The question is important because it highlights the political function of such hyperbolic rhetoric and suggests, quite rightly, that its ultimate aim is to provide a permission structure for future action.
But there's another question to answer first: What does the right allege? Consider what David Brooks recounts in a recent essay in The Atlantic about last month's National Conservatism Conference.
At the gathering in Orlando, Florida, Brooks reports, Missouri Sen. Josh Hawley (R) claimed "the left's ambition is to create a world beyond belonging," that its "grand ambition is to deconstruct the United States of America," and that "the deconstruction of America depends on the deconstruction of American men."
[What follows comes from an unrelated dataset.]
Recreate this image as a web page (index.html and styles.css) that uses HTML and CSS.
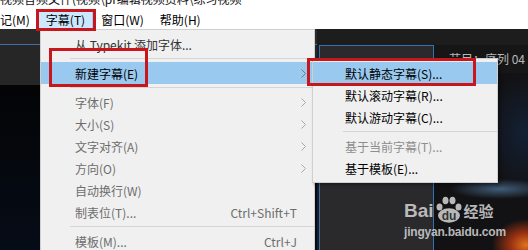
FILE: index.html
```html
<!DOCTYPE html>
<html lang="zh-CN">
<head>
    <meta charset="UTF-8">
    <meta name="viewport" content="width=device-width, initial-scale=1.0">
    <title>字幕菜单</title>
    <link rel="stylesheet" href="styles.css">
</head>
<body>
    <div class="titlebar"><span>视频音频文件(视频\pr编辑视频资料\练习视频</span></div>

    <div class="menubar">
        <span class="menubar-item first">记(M)</span>
        <span class="menubar-item active">字幕(T)</span>
        <span class="menubar-item">窗口(W)</span>
        <span class="menubar-item">帮助(H)</span>
    </div>

    <div class="workspace">
        <div class="source-panel">
            <div class="source-head"></div>
            <div class="source-bar"></div>
            <div class="source-view"></div>
        </div>
        <div class="right-area">
            <div class="title-panel"></div>
            <div class="program-panel">
                <div class="program-head">节目：序列 04</div>
                <div class="program-view"></div>
            </div>
        </div>
    </div>

    <div class="menu main-menu">
        <div class="item on">从 Typekit 添加字体...</div>
        <div class="sep"></div>
        <div class="item hover">
            新建字幕(E)
            <svg class="arrow" width="5" height="9" viewBox="0 0 5 9"><polyline points="0.5,0.5 4.5,4.5 0.5,8.5" fill="none" stroke="#7a7a7a" stroke-width="1"/></svg>

            <div class="menu sub-menu">
                <div class="item hover">默认静态字幕(S)...</div>
                <div class="item">默认滚动字幕(R)...</div>
                <div class="item">默认游动字幕(C)...</div>
                <div class="sep"></div>
                <div class="item off">基于当前字幕(T)...</div>
                <div class="item">基于模板(E)...</div>
            </div>
        </div>
        <div class="sep"></div>
        <div class="item">字体(F)<svg class="arrow" width="5" height="9" viewBox="0 0 5 9"><polyline points="0.5,0.5 4.5,4.5 0.5,8.5" fill="none" stroke="#a8a8a8" stroke-width="1"/></svg></div>
        <div class="item">大小(S)<svg class="arrow" width="5" height="9" viewBox="0 0 5 9"><polyline points="0.5,0.5 4.5,4.5 0.5,8.5" fill="none" stroke="#a8a8a8" stroke-width="1"/></svg></div>
        <div class="item">文字对齐(A)<svg class="arrow" width="5" height="9" viewBox="0 0 5 9"><polyline points="0.5,0.5 4.5,4.5 0.5,8.5" fill="none" stroke="#a8a8a8" stroke-width="1"/></svg></div>
        <div class="item">方向(O)<svg class="arrow" width="5" height="9" viewBox="0 0 5 9"><polyline points="0.5,0.5 4.5,4.5 0.5,8.5" fill="none" stroke="#a8a8a8" stroke-width="1"/></svg></div>
        <div class="item">自动换行(W)</div>
        <div class="item">制表位(T)...<span class="key">Ctrl+Shift+T</span></div>
        <div class="sep"></div>
        <div class="item">模板(M)...<span class="key">Ctrl+J</span></div>
    </div>

    <!-- red annotation boxes -->
    <div class="mark mark-bar"></div>
    <div class="mark mark-main"></div>
    <div class="mark mark-sub"></div>

    <div class="watermark">
        <div class="wm-logo">
            <span class="wm-bai">Bai</span>
            <svg class="wm-paw" width="28" height="27" viewBox="0 0 28 27">
                <ellipse cx="4.5" cy="11" rx="3" ry="3.6" fill="#d6d6d6"/>
                <ellipse cx="10.5" cy="4.5" rx="3" ry="3.8" fill="#d6d6d6"/>
                <ellipse cx="17.5" cy="4.5" rx="3" ry="3.8" fill="#d6d6d6"/>
                <ellipse cx="23.5" cy="11" rx="3" ry="3.6" fill="#d6d6d6"/>
                <ellipse cx="14" cy="19.5" rx="11" ry="7.2" fill="#d6d6d6"/>
                <text x="14" y="24" text-anchor="middle" font-family="Liberation Sans, Arial, sans-serif" font-weight="bold" font-size="12" fill="#3a3a3c">du</text>
            </svg>
            <span class="wm-jy">经验</span>
        </div>
        <div class="wm-url">jingyan.baidu.com</div>
    </div>
</body>
</html>
```

FILE: styles.css
```css
* {
    box-sizing: border-box;
}

body {
    margin: 0;
    width: 528px;
    height: 250px;
    overflow: hidden;
    position: relative;
    background-color: #fff;
    font-family: "Microsoft YaHei", "Noto Sans CJK SC", sans-serif;
    font-size: 12px;
    color: #000;
}

/* window title, only its lower edge shows */
.titlebar {
    height: 10px;
    overflow: hidden;
    white-space: nowrap;
}
.titlebar span {
    display: block;
    margin-top: -8px;
    line-height: 14px;
    color: #111;
}

.menubar {
    height: 19px;
    display: flex;
    align-items: center;
    white-space: nowrap;
}
.menubar-item {
    padding: 0 7px;
    line-height: 16px;
    border: 1px solid transparent;
}
.menubar-item.first {
    margin-left: -8px;
}
.menubar-item.active {
    background-color: #cce8ff;
    border-color: #99d1ff;
}

/* premiere panels behind the menu */
.workspace {
    height: 221px;
    display: grid;
    grid-template-columns: 317px 1fr;
}
.source-panel {
    display: flex;
    flex-direction: column;
}
.source-head {
    height: 16px;
    background-color: #2a2a2a;
    border-bottom: 1px solid #3f6fa6;
}
.source-bar {
    height: 40px;
    background-color: #262626;
}
.source-view {
    flex: 1;
    background: linear-gradient(#040406, #060c17);
}

.right-area {
    display: grid;
    grid-template-columns: 117px 1fr;
    padding-top: 16px;
    background-color: #1d1d1e;
}
.title-panel {
    margin-left: 2px;
    border: 1px solid #3470b3;
    border-bottom: 0;
    background-color: #2a292c;
}
.program-panel {
    display: flex;
    flex-direction: column;
    background-color: #161617;
}
.program-head {
    height: 28px;
    line-height: 28px;
    padding-left: 15px;
    color: #b8b8b8;
    white-space: nowrap;
}
.program-view {
    flex: 1;
    background:
        radial-gradient(ellipse 34px 26px at 92px 172px, #e0721f, #9a3212 45%, rgba(60, 15, 10, 0) 100%),
        radial-gradient(ellipse 50px 10px at 66px 116px, rgba(80, 118, 155, 0.75), rgba(30, 50, 70, 0) 100%),
        radial-gradient(ellipse 40px 60px at 90px 60px, rgba(20, 35, 60, 0.8), rgba(10, 10, 12, 0) 100%),
        #121214;
}

/* dropdown menus */
.menu {
    position: absolute;
    background-color: #f0f0f0;
    border: 1px solid #cfcfcf;
}
.main-menu {
    left: 40px;
    top: 29px;
    width: 275px;
    height: 221px;
    padding-top: 3px;
    border-bottom: 0;
}
.item {
    position: relative;
    display: flex;
    align-items: center;
    height: 22px;
    padding: 0 8px 0 34px;
    color: #6d6d6d;
    white-space: nowrap;
}
.item.on {
    color: #333;
}
.item.hover {
    background-color: #99c9ef;
    color: #000;
}
.arrow {
    margin-left: auto;
}
.key {
    margin-left: auto;
    margin-right: 9px;
}
.sep {
    height: 1px;
    margin: 3px 0 3px 29px;
    background-color: #d5d5d5;
}

.sub-menu {
    left: calc(100% - 2px);
    top: -4px;
    width: 186px;
    padding: 3px 0;
    box-shadow: 2px 2px 3px rgba(0, 0, 0, 0.35);
}
.sub-menu .item {
    padding-left: 32px;
    color: #000;
}
.sub-menu .item.off {
    color: #8d8d8d;
}
.sub-menu .sep {
    margin-left: 30px;
}

/* red boxes drawn over the screenshot */
.mark {
    position: absolute;
    border: 3px solid #c8161d;
}
.mark-bar {
    left: 36px;
    top: 9px;
    width: 60px;
    height: 22px;
}
.mark-main {
    left: 49px;
    top: 48px;
    width: 99px;
    height: 39px;
}
.mark-sub {
    left: 307px;
    top: 58px;
    width: 169px;
    height: 28px;
}

.watermark {
    position: absolute;
    left: 404px;
    top: 196px;
    color: #d4d4d4;
    opacity: 0.85;
    font-family: "Liberation Sans", Arial, sans-serif;
}
.wm-logo {
    display: flex;
    align-items: flex-end;
    gap: 1px;
}
.wm-bai {
    font-size: 19px;
    font-weight: bold;
    line-height: 19px;
    margin-bottom: 3px;
}
.wm-jy {
    font-family: "Noto Sans CJK SC", sans-serif;
    font-size: 15px;
    font-weight: bold;
    line-height: 17px;
    margin-bottom: 4px;
}
.wm-url {
    font-size: 12px;
    font-weight: bold;
    margin-top: 2px;
    letter-spacing: -0.2px;
}
```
Texas Sen. Ted Cruz (R) went further, suggesting "the left hates America" and uses "culture as a tool to destroy America." But not just culture. "We've seen Big Business, the Fortune 500, becoming the economic enforcers of the hard left," he said, and this very much includes Big Tech, which is "malevolent," "corrupt," and "omnipresent."
Florida Sen. Marco Rubio (R) reinforced the indictment, insisting that "Big Business is not our ally" in confronting "a systematic effort to dismantle our society, our traditions, our economy, and our way of life."
All of it got distilled and amplified in the speech by Rachel Bovard, the policy director of the Conservative Partnership Institute, who received an ovation for a speech that denounced progressivism as "an old boys' club, ... [and a] frat house for entitled rich kids contrived to perpetuate their unearned privilege." She went on to describe the assembly's political enemies as a "totalitarian cult of billionaires and bureaucrats, of privilege perpetuated by bullying, empowered by the most sophisticated surveillance and communications technologies in history, and limited only by the scruples of people who arrest rape victims' fathers, declare math to be white supremacist, finance ethnic cleansing in western China, and who partied, a mile high, on Jeffrey Epstein's Lolita Express."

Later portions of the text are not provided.